In the declaration for AType, once the type variable a has been initialized, then every data constructor for AType will have the same return type. For example, in the case when a ~ Int, ATypeNullaryDataConstructor and ATypeUnaryDataConstructor must have the return type AType Int. The key here is to focus on the return type. The data constructors must return the same type once a has been initialized.
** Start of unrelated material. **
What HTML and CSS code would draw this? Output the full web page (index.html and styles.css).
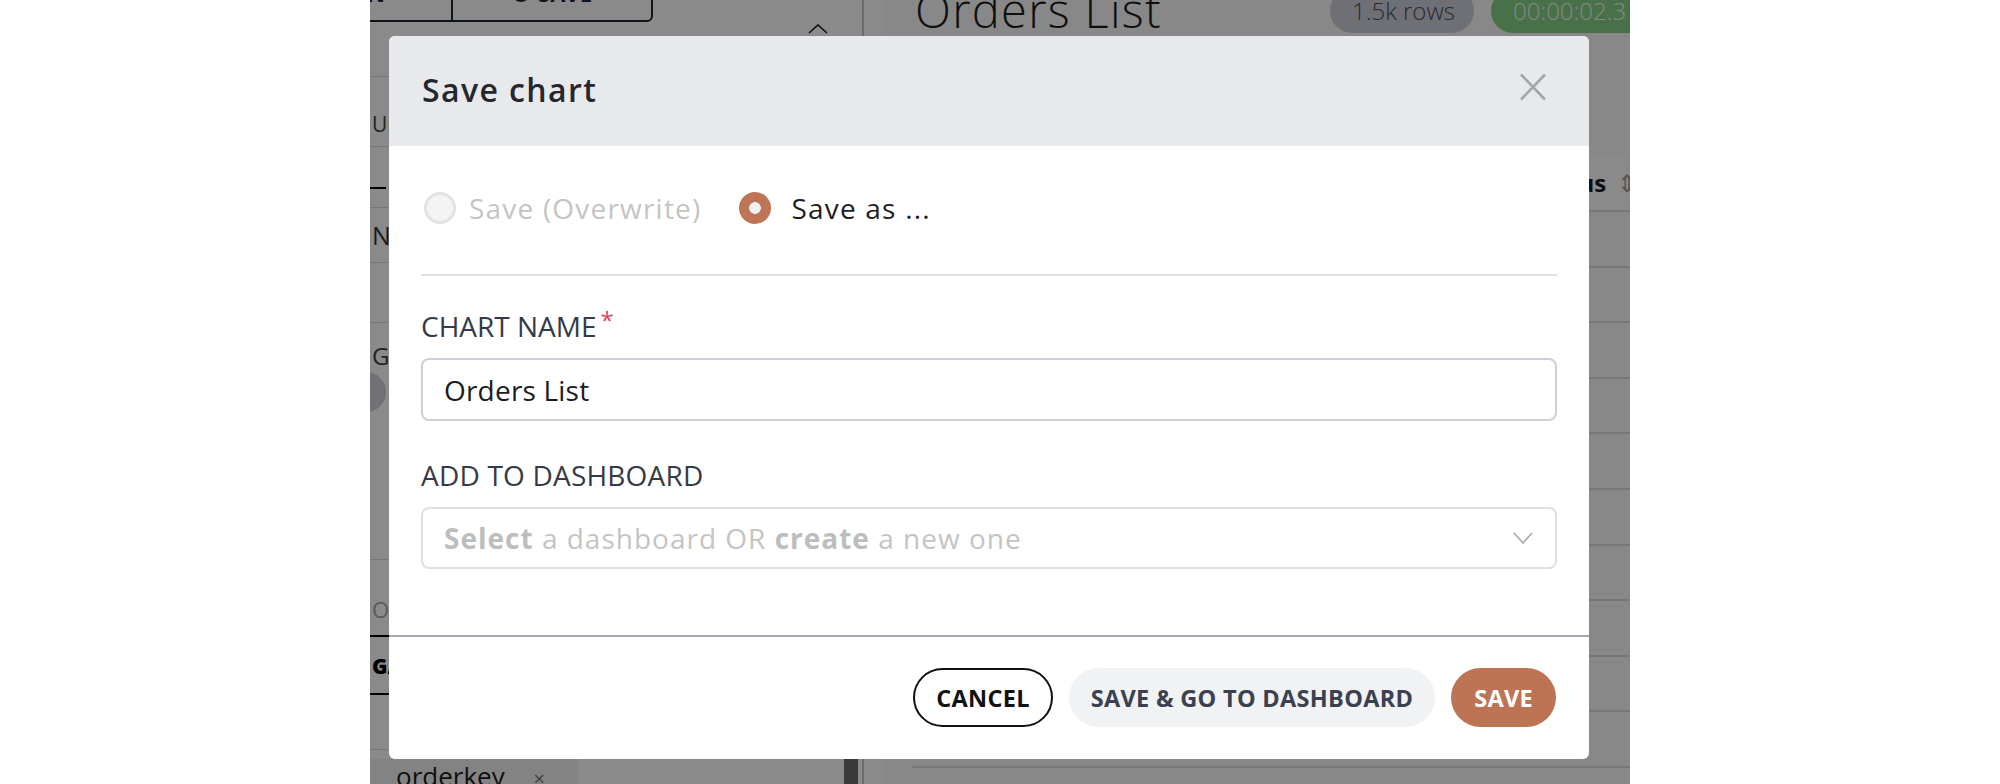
FILE: index.html
```html
<!DOCTYPE html>
<html lang="en">
<head>
<meta charset="utf-8">
<title>Save chart</title>
<link rel="stylesheet" href="styles.css">
</head>
<body>
<div class="app">
  <aside class="sidebar">
    <div class="sb-top">
      <div class="btn-group">
        <span class="tb-btn tb-run">RUN</span>
        <span class="tb-btn tb-save"><span class="tb-dot"></span>SAVE</span>
      </div>
      <svg class="collapse" width="20" height="10" viewBox="0 0 20 10"><path d="M1 9L10 1L19 9" fill="none" stroke="#1c1c1c" stroke-width="1.6"/></svg>
    </div>
    <div class="sb-sec sb-s1"><span class="sb-label">UM</span></div>
    <div class="sb-sec sb-s2"><span class="sb-dash"></span></div>
    <div class="sb-sec sb-s3"><span class="sb-label sb-label-lg">N</span></div>
    <div class="sb-sec sb-s4"></div>
    <div class="sb-sec sb-s5"><span class="sb-label sb-label-md">GE</span><span class="sb-avatar"></span></div>
    <div class="sb-sec sb-s6"><span class="sb-label sb-label-muted">OD</span></div>
    <div class="sb-sec sb-s7"><span class="sb-label sb-label-bold">GA</span></div>
    <div class="sb-sec sb-s8"></div>
    <div class="sb-s9">
      <span class="chip">orderkey <span class="chip-x">×</span></span>
      <span class="scroll-thumb"></span>
    </div>
  </aside>
  <div class="gutter"></div>
  <main class="content">
    <div class="content-head">
      <h1 class="page-title">Orders List</h1>
      <span class="pill pill-rows">1.5k rows</span>
      <span class="pill pill-time">00:00:02.3</span>
    </div>
    <div class="table">
      <div class="tr th">
        <span class="td c1"></span>
        <span class="td c2"></span>
        <span class="td c3">Status <span class="sort">⇕</span></span>
      </div>
      <div class="tr"></div>
      <div class="tr"></div>
      <div class="tr"></div>
      <div class="tr"></div>
      <div class="tr"></div>
      <div class="tr"></div>
      <div class="tr"></div>
      <div class="tr"></div>
      <div class="tr"></div>
      <div class="tr"></div>
    </div>
  </main>

  <div class="backdrop">
    <div class="modal" role="dialog" aria-labelledby="modal-title">
      <header class="modal-header">
        <h2 class="modal-title" id="modal-title">Save chart</h2>
        <button class="close-btn" aria-label="Close">
          <svg width="28" height="28" viewBox="0 0 28 28"><path d="M2 1.5L26 26.5M26 1.5L2 26.5" fill="none" stroke="#a2a5ac" stroke-width="2.6"/></svg>
        </button>
      </header>
      <div class="modal-body">
        <div class="radio-row">
          <label class="radio radio-disabled"><span class="radio-mark"></span>Save (Overwrite)</label>
          <label class="radio radio-checked"><span class="radio-mark"></span>Save as ...</label>
        </div>
        <div class="divider"></div>
        <div class="field-label">CHART NAME<span class="req">*</span></div>
        <div class="text-input">Orders List</div>
        <div class="field-label field-label-second">ADD TO DASHBOARD</div>
        <div class="select">
          <span class="placeholder"><b>Select</b> a dashboard OR <b>create</b> a new one</span>
          <svg class="chevron" width="20" height="12" viewBox="0 0 20 12"><path d="M1 1L10 11L19 1" fill="none" stroke="#a8a8a8" stroke-width="1.6"/></svg>
        </div>
      </div>
      <footer class="modal-footer">
        <button class="btn btn-outline">CANCEL</button>
        <button class="btn btn-light">SAVE &amp; GO TO DASHBOARD</button>
        <button class="btn btn-primary">SAVE</button>
      </footer>
    </div>
  </div>
</div>
</body>
</html>
```

FILE: styles.css
```css
* { box-sizing: border-box; }
html, body { margin: 0; padding: 0; }
body {
  background: #fff;
  font-family: "Open Sans", "Noto Sans", sans-serif;
  width: 2000px;
  height: 784px;
  overflow: hidden;
}

/* ---------- app behind the dialog ---------- */
.app {
  position: relative;
  width: 1260px;
  height: 784px;
  margin: 0 auto;
  background: #fff;
  display: flex;
  overflow: hidden;
}

.sidebar {
  width: 494px;
  flex: none;
  border-right: 2px solid #c4c8d0;
  display: flex;
  flex-direction: column;
  overflow: hidden;
}
.sb-top {
  height: 77px;
  flex: none;
  border-bottom: 1px solid #dcdcdc;
  display: flex;
  justify-content: space-between;
  align-items: flex-start;
  padding-right: 34px;
}
.btn-group {
  margin-top: -34px;
  margin-left: -20px;
  height: 56px;
  width: 303px;
  display: flex;
  border: 2px solid #1f2533;
  border-radius: 0 0 6px 6px;
}
.tb-btn {
  display: flex;
  align-items: flex-end;
  padding-bottom: 12px;
  font-size: 22px;
  font-weight: 700;
  color: #1f2533;
}
.tb-run {
  width: 101px;
  justify-content: flex-end;
  padding-right: 66px;
  border-right: 2px solid #1f2533;
}
.tb-save { flex: 1; justify-content: center; gap: 8px; }
.tb-dot { width: 18px; height: 18px; border-radius: 50%; background: #1f2533; margin-bottom: 6px; }
.collapse { margin-top: 24px; }

.sb-sec { flex: none; border-bottom: 1px solid #dcdcdc; padding-left: 2px; }
.sb-label { display: block; font-size: 21px; color: #444; line-height: 28px; }
.sb-label-lg { font-size: 25px; color: #333; }
.sb-label-md { font-size: 24px; color: #444; }
.sb-label-muted { font-size: 22px; color: #a6a6a6; }
.sb-label-bold { font-size: 21px; font-weight: 800; color: #000; }
.sb-s1 { height: 70px; padding-top: 33px; }
.sb-s2 { height: 61px; padding-top: 40px; }
.sb-dash { display: block; width: 16px; height: 2px; background: #000; margin-left: -2px; }
.sb-s3 { height: 55px; padding-top: 13px; }
.sb-s4 { height: 60px; }
.sb-s5 { height: 237px; padding-top: 19px; }
.sb-avatar { display: block; width: 40px; height: 40px; border-radius: 50%; background: #cfd2da; margin: 2px 0 0 -26px; }
.sb-s6 { height: 77px; padding-top: 35px; border-bottom: 2px solid #000; }
.sb-s7 { height: 58px; padding-top: 15px; border-bottom: 2px solid #000; }
.sb-s8 { height: 55px; }
.sb-s9 { flex: 1; display: flex; justify-content: space-between; padding-top: 9px; }
.chip {
  height: 40px;
  width: 208px;
  background: #f3f3f3;
  padding-left: 26px;
  font-size: 26px;
  line-height: 34px;
  color: #1c1c1c;
}
.chip-x { font-size: 20px; color: #777; margin-left: 22px; }
.scroll-thumb { width: 14px; background: #6b6b6b; margin-right: 4px; }

.gutter { width: 20px; flex: none; background: #fff; }

.content { flex: 1; padding-left: 28px; background: #fbfbfb; min-width: 0; }
.content-head { height: 155px; display: flex; align-items: flex-start; }
.page-title {
  flex: none;
  margin: -18px 0 0 3px;
  font-size: 47px;
  font-weight: 300;
  line-height: 56px;
  color: #1c1c1c;
  letter-spacing: 1.3px;
  white-space: nowrap;
}
.pill {
  flex: none;
  margin-top: -11px;
  height: 44px;
  border-radius: 22px;
  display: flex;
  align-items: flex-end;
  padding: 0 22px 6px;
  font-size: 24px;
  font-weight: 300;
  white-space: nowrap;
}
.pill-rows { margin-left: 168px; width: 144px; background: #cdd0d9; color: #4e4e52; }
.pill-time { margin-left: 17px; width: 160px; background: #86d088; color: #eefdee; }

.table { width: 760px; }
.tr { display: flex; height: 55.6px; border-bottom: 2px solid #dcdcdc; align-items: center; font-size: 22px; color: #333; }
.th { height: 57px; background: #fff; font-weight: 700; color: #1a1a1a; font-size: 24px; }
.td { padding-left: 14px; white-space: nowrap; }
.c1 { width: 300px; }
.c2 { width: 318px; }
.c3 { flex: 1; padding-left: 0; }
.sort { color: #9a9a9a; font-weight: 400; margin-left: 4px; }

/* ---------- dialog ---------- */
.backdrop {
  position: absolute;
  inset: 0;
  background: rgba(0, 0, 0, 0.46);
  padding: 36px 0 0 19px;
}
.modal {
  width: 1200px;
  height: 723px;
  background: #fff;
  border-radius: 6px;
  overflow: hidden;
  display: flex;
  flex-direction: column;
}
.modal-header {
  height: 110px;
  flex: none;
  background: #e8e9ed;
  display: flex;
  align-items: center;
  justify-content: space-between;
  padding: 0 42px 0 33px;
}
.modal-title {
  margin: -4px 0 0;
  font-size: 32px;
  font-weight: 600;
  color: #25272d;
  letter-spacing: 1.4px;
}
.close-btn {
  border: 0;
  background: none;
  padding: 0;
  width: 28px;
  height: 28px;
  margin-top: -9px;
  display: flex;
}

.modal-body {
  flex: 1;
  padding: 0 32px;
}
.radio-row {
  display: flex;
  align-items: center;
  height: 32px;
  margin-top: 46px;
}
.radio {
  display: flex;
  align-items: center;
  gap: 13px;
  font-size: 28px;
  letter-spacing: 1.2px;
  white-space: nowrap;
}
.radio-mark { width: 32px; height: 32px; border-radius: 50%; flex: none; }
.radio-disabled { color: #c4c4c4; margin-left: 3px; }
.radio-disabled .radio-mark { border: 3px solid #e2e2e2; background: #f3f3f3; }
.radio-checked { color: #1e1e1e; margin-left: 38px; gap: 20px; }
.radio-checked .radio-mark { background: radial-gradient(circle, #f1f1f1 0 5.5px, #be7457 6.2px); }

.divider { height: 2px; background: #e2e2e2; margin-top: 50px; }

.field-label {
  margin-top: 30px;
  font-size: 28px;
  line-height: 40px;
  color: #343a47;
  white-space: nowrap;
}
.field-label-second { margin-top: 34px; letter-spacing: 0.2px; }
.req { color: #e0455c; font-size: 24px; vertical-align: top; line-height: 28px; margin-left: 4px; }

.text-input {
  margin-top: 12px;
  height: 63px;
  border: 2px solid #cdd0d6;
  border-radius: 8px;
  padding-left: 21px;
  display: flex;
  align-items: center;
  font-size: 28px;
  color: #1c1c1c;
  letter-spacing: 0.2px;
}
.select {
  margin-top: 12px;
  height: 62px;
  border: 2px solid #e0e0e0;
  border-radius: 8px;
  padding: 0 22px 0 21px;
  display: flex;
  align-items: center;
  justify-content: space-between;
}
.placeholder { font-size: 28px; color: #c4c4c4; letter-spacing: 1px; white-space: nowrap; }
.placeholder b { font-weight: 700; color: #bdbdbd; }

.modal-footer {
  flex: none;
  height: 124px;
  border-top: 2px solid #a5a9b2;
  display: flex;
  align-items: center;
  justify-content: flex-end;
  gap: 16px;
  padding: 0 33px 1px 0;
}
.btn {
  height: 59px;
  border-radius: 30px;
  padding: 0 22px;
  font-family: inherit;
  font-size: 23.5px;
  font-weight: 700;
  letter-spacing: 0.3px;
  border: 0;
  white-space: nowrap;
  display: flex;
  align-items: center;
}
.btn-outline { background: #fff; border: 2px solid #111; color: #111; padding: 0 21px; }
.btn-light { background: #f1f2f4; color: #3b4150; }
.btn-primary { background: #bd7455; color: #fff; padding: 0 23px; }
```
But what about MyType? Again, the key is the return type of the data constructors. They do not have to be the same! If we initialize the type variable a to Bool, MyTypeNullaryDataConstructor will have the type MyType Int, but MyTypeUnaryDataConstructor will have the type MyType Bool. In other words, the return type of the data constructor depends on the data constructor itself, modulo other type information. This is simply not possible without GADTs In the case of AType, the return type of the data constructors depends not on the data constructors themselves, but on what the type variable has been initialized to.

Why Is This Useful?

In the declaration of MyType, we focused on how GADTs lift a restriction imposed (necessarily) by the type system. In practice, GADTs are most useful when we pair the lifting of one restriction by the imposition of another. Specifically, we can restrict the type of the parameters that the data constructor accepts. Let's re-write MyType a to show an example:

data MyType a where
  MyTypeNullaryDataConstructor :: MyType Int
  MyTypeNullaryDataConstructor :: Bool -> MyType Bool

Notice how, in this new declaration of MyType, we are still making use of the ability for our data constructors to have different return types. In addition, we are restricting the type of the parameters to which MyTypeUnaryDataConstructor can be applied to. Of course, restricting the type of the values to which a function can be applied to is no large feat. We do that all the time in functional programming, and it is the reason d'etre of types to begin with. Nevertheless, it is clear that one of the guarantees that we get by restricting the type of the paramters to the data constructors is that if we have a value of type MyType Bool, then we are guaranteed that the data constructor MyTypeUnaryDataConstructor must have been applied to a value of type Bool. But, with GADTs, the relationship also holds the other way around. If we have a value "tagged" with the data constructor MyTypeUnaryDataConstructor, then we are guaranteed to be dealing with a the type MyType Bool!. To quote the GHC User Guide:

The key point about GADTs is that pattern matching causes type refinement.

patternMatch :: MyType a -> a
patternMatch (MyTypeUnaryDataConstructor b) = b

In the above code, by inference, the compiler initializes a to Bool if the MyTypeUnaryDataConstructor pattern matches!

And just to round out the discussion, let's explore why it is impossible to determine the type of a value from its data constructor without GADTs:

data NoGADT a = NoGADT Int

a :: NoGADT Bool
b = NoGADT 5

b :: NoGADT Int
b = NoGADT 5

c :: NoGADT String
b = NoGADT 5

Notice that at the value level, we have the exact same data: NoGADT 5. However, in each case, we have a different type - NoGADT Bool, NoGADT Int, and NoGADT String. This is why, without GADTs, we cannot determine from the data constructor what the type is. If we can't do it, neither can Haskell's type system. Now, try to construct a value using the data constructor MyTypeUnaryDataConstructor and have it not result in a value of type MyType Bool. It is impossible!

Information Flow Between Layers

In my post on phantm types, I continually emphasized the importance of understanding how information flows from one layer of the type system to another. In that post, we learned three things:

Information can be encoded at the type layer; one way to do so is with phantom types
Typeclasses allow us to translate type-level information to the term layer
We can use type annotations to send information from the term layer to the type layer

GADTs give us a new tool by which to communicate from the term layer to the type layer. The data constructors at the term layer can be used to determine the type (at the type layer).

The ability of GADTs to convey information from the term layer - via the data constructors - to the type layer is how they change the game!

Misc

When writing this post, the ability to send information from the term layer to the type layer finally dawned on me. What happened was that I was going to extoll the fact that when we loosen the restriction on the return type and add restrictions on the type of the parameter to a GADT, we get a guarantee of the type of the value to which a data constructor was applied. It dawned on me that this was true even without GADTs, but that GADTs made possible to infer things the other way around - given a data constructor, we have a guarantee of the type.